Unless $m=1$ or $m=2$, the roots of unity would not be real, so the corresponding term in the factorization of $\Phi_m(X)$ would include its conjugate $\exp(-2ki\pi/m)$ as a complex root.
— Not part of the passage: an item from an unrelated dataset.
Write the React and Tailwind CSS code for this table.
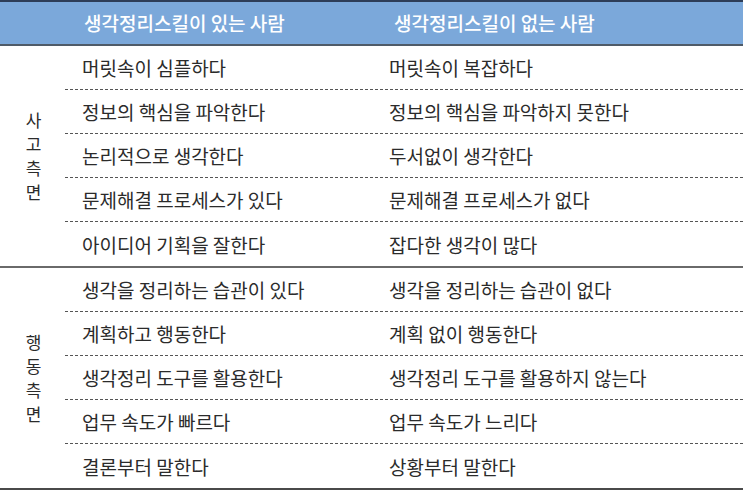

So the corresponding term is $X^2 - 2\cos(2k\pi/m)X + 1$, since the sum of the roots is $2\cos(2k\pi/m)$ and the product of the roots is $1$. It pairs $k \in (\Bbb Z/m\Bbb Z)^\times$ with $-k$, so we can choose the terms with $0 \le k \le m/2$ as a set of representatives: $$\Phi_m(X) = \prod_{k \in (\Bbb Z/m\Bbb Z)^\times \\ 0 \le k \le m/2} \left( X^2 - 2 \cos(2k\pi/m)X + 1 \right)$$
Applying the Chinese Remainder Theorem: $$\Bbb K_\Bbb R = \prod_{k \in (\Bbb Z/m\Bbb Z)^\times \\ 0 \le k \le m/2} \Bbb R[X]/\left( X^2 - 2 \cos(2k\pi/m)X + 1 \right)$$ which is non-canonically isomorphic to $\Bbb C^{\varphi(m)/2}$, where $\varphi$ is the Euler totient function.